▶ **Exercise prompt**
Find the lines holding the string "index" in the data, then copy all of them.
═════ Recorded information ═════
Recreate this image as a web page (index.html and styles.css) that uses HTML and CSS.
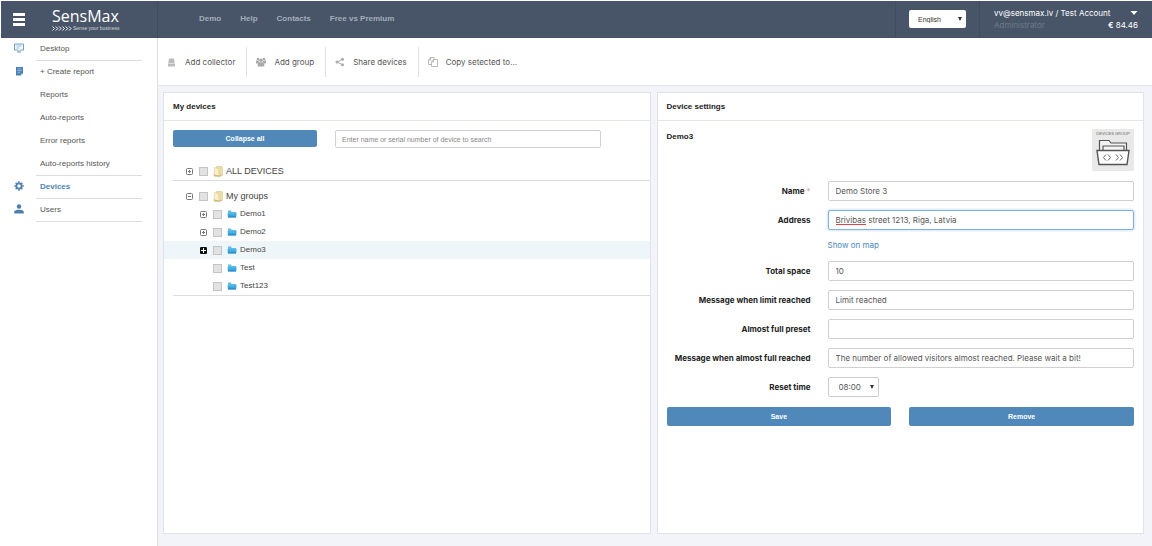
FILE: index.html
```html
<!DOCTYPE html>
<html lang="en">
<head>
<meta charset="utf-8">
<meta name="viewport" content="width=device-width, initial-scale=1">
<title>SensMax – Devices</title>
<link rel="stylesheet" href="styles.css">
</head>
<body>
<svg class="defs" aria-hidden="true">
  <symbol id="plus" viewBox="0 0 7 7"><rect x=".5" y=".5" width="6" height="6" rx="1" fill="none" stroke="currentColor"/><path d="M2 3.5h3M3.500 2v3" stroke="currentColor"/></symbol>
  <symbol id="minus" viewBox="0 0 7 7"><rect x=".5" y=".5" width="6" height="6" rx="1" fill="none" stroke="currentColor"/><path d="M2 3.500h3" stroke="currentColor"/></symbol>
  <symbol id="folders" viewBox="0 0 10 11"><path d="M3.500 .5h5.500l.7 1v7.500l-1 .8H4z" fill="#ecdda6" stroke="#d3bf85" stroke-width=".5"/><path d="M1.500 1.500l4 1 .8 8L1 9.500z" fill="#f8f0cb" stroke="#d3c08a" stroke-width=".5"/><path d="M.4 8.500l1 2h6l1.800-1.500-3 .5z" fill="#cdb878"/></symbol>
  <symbol id="folder" viewBox="0 0 10 8"><path d="M1 .5h3l.8 1.500H9v5H1z" fill="#5fbde6"/><path d="M.5 3h9.200L9 7.500H1z" fill="#48b2e2"/><path d="M.8 5.500h8.500L9 7.500H1z" fill="#2f93cb"/></symbol>
</svg>

<header class="topbar">
  <div class="brand">
    <button class="menu-button" type="button" aria-label="Menu"><span></span><span></span><span></span></button>
    <a class="logo" href="#">
      <span class="logo-name">SensMax</span>
      <span class="logo-tag"><svg viewBox="0 0 20 5" aria-hidden="true"><path d="M.5.500l2 2-2 2M3.800.500l2 2-2 2M7.100.500l2 2-2 2M10.400.500l2 2-2 2M13.700.500l2 2-2 2M17 .5l2 2-2 2" fill="none" stroke="#fff"/></svg>Sense your business</span>
    </a>
  </div>
  <nav class="top-nav">
    <a href="#">Demo</a><a href="#">Help</a><a href="#">Contacts</a><a href="#">Free vs Premium</a>
  </nav>
  <div class="language">
    <select aria-label="Language"><option>English</option></select>
  </div>
  <div class="account">
    <div class="account-line"><span>vv@sensmax.lv / Test Account</span><svg class="caret" viewBox="0 0 8 4" aria-hidden="true"><path d="M.5 0h7L4 4z" fill="#fff"/></svg></div>
    <div class="account-line"><span class="role">Administrator</span><span class="balance"><b>€</b> 84.46</span></div>
  </div>
</header>

<div class="layout">
  <nav class="sidebar">
    <section class="side-group">
      <svg class="side-icon" viewBox="0 0 10 10" aria-hidden="true"><path d="M.5 1h9v6H6.500L5 8.500 3.500 7h-3z" fill="#f3f8fc" stroke="#6f9fca"/><path d="M2.500 3h5M2.500 5h3" stroke="#86aed2" stroke-width=".8"/><path d="M3 9h4" stroke="#6f9fca"/></svg>
      <div class="side-links"><a href="#">Desktop</a></div>
    </section>
    <section class="side-group">
      <svg class="side-icon" viewBox="0 0 10 10" aria-hidden="true"><path d="M2 1h7v6.500L7 9.500H2z" fill="#4b82b5"/><path d="M3.500 3h4M3.500 4.700h4M3.500 6.400h2.500" stroke="#b5cfe4" stroke-width=".7"/><path d="M7 9.500V7.500h2z" fill="#c4d8e8"/></svg>
      <div class="side-links"><a href="#">+ Create report</a><a href="#">Reports</a><a href="#">Auto-reports</a><a href="#">Error reports</a><a href="#">Auto-reports history</a></div>
    </section>
    <section class="side-group">
      <svg class="side-icon" viewBox="0 0 10 10" aria-hidden="true"><circle cx="5" cy="5" r="2.700" fill="none" stroke="#4d7fae" stroke-width="1.800"/><path d="M5 .3v1.500M5 8.200v1.500M.3 5h1.500M8.200 5h1.500M1.700 1.700l1 1M7.300 7.300l1 1M8.300 1.700l-1 1M2.700 7.300l-1 1" stroke="#4d7fae" stroke-width="1.600"/></svg>
      <div class="side-links"><a class="current" href="#" aria-current="page">Devices</a></div>
    </section>
    <section class="side-group">
      <svg class="side-icon" viewBox="0 0 10 10" aria-hidden="true"><circle cx="5" cy="2.500" r="2.200" fill="#4d7fae"/><path d="M.2 9.500V8C.2 6.300 3 5.700 5 5.700s4.800.6 4.800 2.300v1.500z" fill="#4d7fae"/></svg>
      <div class="side-links"><a href="#">Users</a></div>
    </section>
  </nav>

  <main class="content">
    <div class="toolbar">
      <button type="button"><svg viewBox="0 0 10 10" aria-hidden="true"><path d="M2 1.500h5l.7 4.500H1.300zM1 6.500h7v3H1z" fill="#bbb"/></svg>Add collector</button>
      <button type="button"><svg viewBox="0 0 10 10" aria-hidden="true"><g fill="#aaa"><circle cx="2" cy="2" r="1.300"/><circle cx="8" cy="2" r="1.300"/><circle cx="5" cy="3.300" r="1.800"/><path d="M0 3.500h2.700L3.500 5.500 2 6.500H0zM10 3.500H7.300L6.500 5.500 8 6.500h2zM1.700 9.500V7.500Q1.800 5.500 3.500 5.300h3Q8.200 5.500 8.300 7.500v2z"/></g></svg>Add group</button>
      <button type="button"><svg viewBox="0 0 10 10" aria-hidden="true"><path d="M7.500 2.200L2 5l5.500 2.800" fill="none" stroke="#aaa"/><g fill="#aaa"><circle cx="7.500" cy="2.200" r="1.500"/><circle cx="2" cy="5" r="1.500"/><circle cx="7.500" cy="7.800" r="1.500"/></g></svg>Share devices</button>
      <button type="button"><svg viewBox="0 0 10 10" aria-hidden="true"><path d="M3.500 7.500H.5V3l2-2.500h3.500V2.500M.5 3h2V.500M3.500 9.500V5l2-2.500h4v7zM3.500 5h2V2.500" fill="none" stroke="#aaa" stroke-width=".8"/></svg>Copy setected to...</button>
    </div>

    <div class="panels">
      <section class="panel">
        <h2>My devices</h2>
        <div class="search-row">
          <button class="primary collapse" type="button">Collapse all</button>
          <input class="search" type="text" aria-label="Search devices" placeholder="Enter name or serial number of device to search">
        </div>
        <ul class="tree">
          <li class="root">
            <div class="node"><button class="toggle" type="button" aria-label="Expand"><svg><use href="#plus"/></svg></button><label><input type="checkbox"><svg class="folders"><use href="#folders"/></svg>ALL DEVICES</label></div>
          </li>
          <li class="root">
            <div class="node"><button class="toggle" type="button" aria-label="Collapse"><svg><use href="#minus"/></svg></button><label><input type="checkbox"><svg class="folders"><use href="#folders"/></svg>My groups</label></div>
            <ul>
              <li class="node child"><button class="toggle" type="button" aria-label="Expand"><svg><use href="#plus"/></svg></button><label><input type="checkbox"><svg class="folder"><use href="#folder"/></svg>Demo1</label></li>
              <li class="node child"><button class="toggle" type="button" aria-label="Expand"><svg><use href="#plus"/></svg></button><label><input type="checkbox"><svg class="folder"><use href="#folder"/></svg>Demo2</label></li>
              <li class="node child selected"><button class="toggle solid" type="button" aria-label="Expand"><svg viewBox="0 0 7 7"><path d="M1 3.500h5M3.500 1v5" stroke="#fff"/></svg></button><label><input type="checkbox"><svg class="folder"><use href="#folder"/></svg>Demo3</label></li>
              <li class="node child"><span class="toggle"></span><label><input type="checkbox"><svg class="folder"><use href="#folder"/></svg>Test</label></li>
              <li class="node child"><span class="toggle"></span><label><input type="checkbox"><svg class="folder"><use href="#folder"/></svg>Test123</label></li>
            </ul>
          </li>
        </ul>
      </section>

      <section class="panel">
        <h2>Device settings</h2>
        <form class="settings">
          <div class="settings-head">
            <h3>Demo3</h3>
            <div class="group-badge">
              <span>DEVICES GROUP</span>
              <svg viewBox="0 0 34 27" aria-hidden="true"><path d="M3.500 11V1.500H13l2 2.500h15.500v7M7 11V7h21v4" fill="#f4f4f4" stroke="#555" stroke-width="1.200"/><path d="M1 11.500h32l-2 14H3z" fill="#fff" stroke="#555" stroke-width="1.400"/><path d="M10 15.500l-2.500 3 2.500 3M12 15.500l2.500 3-2.500 3M20 15.500l2.500 3-2.500 3M24 15.500l2.500 3-2.500 3" fill="none" stroke="#666"/></svg>
            </div>
          </div>
          <div class="fields">
            <label for="name">Name<span class="required">*</span></label>
            <input id="name" type="text" value="Demo Store 3">
            <label for="address">Address</label>
            <div class="misspelled"><input id="address" class="active" type="text" value="Brivibas street 1213, Riga, Latvia"></div>
            <a class="map-link" href="#">Show on map</a>
            <label for="space">Total space</label>
            <input id="space" type="text" value="10">
            <label for="limit">Message when limit reached</label>
            <input id="limit" type="text" value="Limit reached">
            <label for="preset">Almost full preset</label>
            <input id="preset" type="text">
            <label for="almost">Message when almost full reached</label>
            <input id="almost" type="text" value="The number of allowed visitors almost reached. Please wait a bit!">
            <label for="reset">Reset time</label>
            <select id="reset"><option>08:00</option></select>
          </div>
          <div class="actions">
            <button class="primary" type="button">Save</button>
            <button class="primary" type="button">Remove</button>
          </div>
        </form>
      </section>
    </div>
  </main>
</div>
</body>
</html>
```
FILE: styles.css
```css
* { box-sizing: border-box; }
body {
  display: flex;
  flex-direction: column;
  min-height: 100vh;
  margin: 0;
  padding: 1px 0 0 1px;
  background: #fff;
  color: #555;
  font: 8px/12px Inter, "Liberation Sans", Arial, sans-serif;
}
button, input, select { margin: 0; font: inherit; color: inherit; }
button { padding: 0; border: 0; background: none; cursor: pointer; }
a { color: inherit; text-decoration: none; }
ul { margin: 0; padding: 0; list-style: none; }
h2, h3 { margin: 0; color: #222; font: bold 8px/12px "Liberation Sans", Arial, sans-serif; }
svg { display: block; flex: none; }
.defs { display: none; }

/* Top bar */
.topbar { display: flex; height: 37px; background: #485568; border-bottom: 1px solid #445164; }
.brand { display: flex; align-items: center; flex: none; width: 157px; padding-left: 12px; border-right: 1px solid #414d5f; }
.menu-button { display: grid; gap: 2px; width: 12px; }
.menu-button span { height: 3px; background: #fff; }
.logo { display: flex; flex-direction: column; margin-left: 27px; color: #fff; }
.logo-name { font: 16px/18px "Open Sans", "Noto Sans", sans-serif; }
.logo-tag { display: flex; align-items: center; gap: 1px; font: 5px/6px "Liberation Sans", Arial, sans-serif; white-space: nowrap; color: #d0d6de; }
.logo-tag svg { width: 20px; height: 5px; }
.top-nav { display: flex; align-items: center; flex: 1; gap: 19px; padding-left: 41px; color: #a3adba; font: bold 8px/12px "Liberation Sans", Arial, sans-serif; }
.language { display: flex; align-items: center; padding: 0 13px; border: solid #414d5f; border-width: 0 1px; }
select {
  appearance: none;
  border: 1px solid #ccc;
  border-radius: 2px;
  background: #fff url("data:image/svg+xml,%3Csvg xmlns='http://www.w3.org/2000/svg' width='4' height='4'%3E%3Cpath d='M0 0h4L2 4z' fill='%23333'/%3E%3C/svg%3E") no-repeat right 4px center;
}
.language select { width: 57px; height: 18px; padding: 0 9px; border: 0; color: #333; font: 7px "Liberation Sans", Arial, sans-serif; }
.account { display: flex; flex-direction: column; justify-content: center; width: 172px; padding: 0 14px; color: #fff; }
.account-line { display: flex; align-items: center; justify-content: space-between; }
.caret { width: 8px; height: 4px; }
.role { color: #6d798a; }

/* Sidebar */
.layout { display: flex; flex: 1; }
.sidebar { flex: none; width: 157px; border-right: 1px solid #dcdee4; font: 8px/22px "Liberation Sans", Arial, sans-serif; }
.side-group { display: flex; gap: 12px; padding-left: 13px; }
.side-icon { width: 10px; height: 10px; margin-top: 5px; }
.side-links { display: grid; gap: 1px; width: 106px; padding-left: 4px; border-bottom: 1px solid #dedede; }
.current { color: #4d84b8; font-weight: bold; }

/* Toolbar */
.content { display: flex; flex-direction: column; flex: 1; min-width: 0; background: #f2f4fa; }
.toolbar { display: flex; align-items: center; height: 48px; background: #fff; border-bottom: 1px solid #e1e5ed; }
.toolbar button { display: flex; align-items: center; gap: 8px; height: 30px; padding: 0 11px 0 9px; border-right: 1px solid #e2e2e2; }
.toolbar button:last-child { border: 0; }
.toolbar svg { width: 10px; height: 10px; }

/* Panels */
.panels { display: grid; grid-template-columns: 1fr 1fr; flex: 1; gap: 6px; padding: 6px 8px 12px 5px; }
.panel { background: #fff; border: 1px solid #e0e3ea; }
.panel h2 { padding: 8px 9px 7px; border-bottom: 1px solid #e3e5ea; }
.search-row { display: flex; align-items: flex-start; gap: 18px; padding: 9px 49px 0 9px; }
.primary { height: 19px; border-radius: 2px; background: #5089b9; color: #fff; font: bold 7px/12px "Liberation Sans", Arial, sans-serif; }
.collapse { flex: none; width: 144px; height: 17px; }
.search { flex: 1; min-width: 0; height: 18px; padding: 0 6px; border: 1px solid #d0d0d0; border-radius: 2px; font: 7px "Liberation Sans", Arial, sans-serif; }
.search::placeholder { color: #888; }

/* Device tree */
.tree { padding-top: 14px; font: 9px/18px "Liberation Sans", Arial, sans-serif; color: #444; }
.root + .root { padding-top: 6px; }
.root::after { content: ""; display: block; height: 1px; margin-left: 9px; background: #ddd; }
.node { display: flex; align-items: center; gap: 6px; height: 18px; padding-left: 22px; }
.node label { display: flex; align-items: center; }
.toggle { width: 7px; height: 7px; color: #777; }
.toggle svg { width: 7px; height: 7px; }
.solid { border-radius: 1px; background: #111; }
.node input { appearance: none; width: 9px; height: 9px; margin-right: 5px; border: 1px solid #c4c4c4; background: #e2e2e2; }
.folders { width: 10px; height: 11px; margin-right: 3px; }
.folder { width: 10px; height: 8px; margin-right: 3px; }
.child { padding-left: 36px; font-size: 8px; }
.selected { background: #eef6fa; }

/* Settings form */
.settings { padding: 8px 9px; }
.settings-head { display: flex; justify-content: space-between; margin-bottom: 10px; }
.settings-head h3 { padding-top: 2px; }
.group-badge { display: flex; flex-direction: column; align-items: center; width: 42px; height: 42px; padding-top: 2px; background: #e9e9e9; color: #666; font: 4px/5px "Liberation Sans", Arial, sans-serif; white-space: nowrap; }
.group-badge svg { width: 34px; height: 27px; margin-top: 3px; }
.fields { display: grid; grid-template-columns: 144px 1fr; align-items: center; gap: 9px 17px; }
.fields label { color: #222; font-weight: 700; text-align: right; white-space: nowrap; }
.required { margin-left: 2px; color: #d99; font-weight: 400; }
.fields input { display: block; width: 100%; height: 20px; padding: 0 7px; border: 1px solid #d0d0d0; border-radius: 2px; background: #fff; }
.fields .active { border-color: #7fb2dc; box-shadow: 0 0 3px #a9cdea; }
.misspelled { position: relative; }
.misspelled::after { content: ""; position: absolute; left: 8px; bottom: 5px; width: 30px; height: 1px; background: #d44; }
.map-link { grid-column: 2; height: 13px; color: #4a86bd; line-height: 13px; }
.fields select { width: 51px; height: 20px; padding: 0 10px; }
.actions { display: grid; grid-template-columns: 1fr 1fr; gap: 18px; margin-top: 10px; }
```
═════
▶ **Right answer**
Recreate this image as a web page (index.html and styles.css) that uses HTML and CSS.
FILE: index.html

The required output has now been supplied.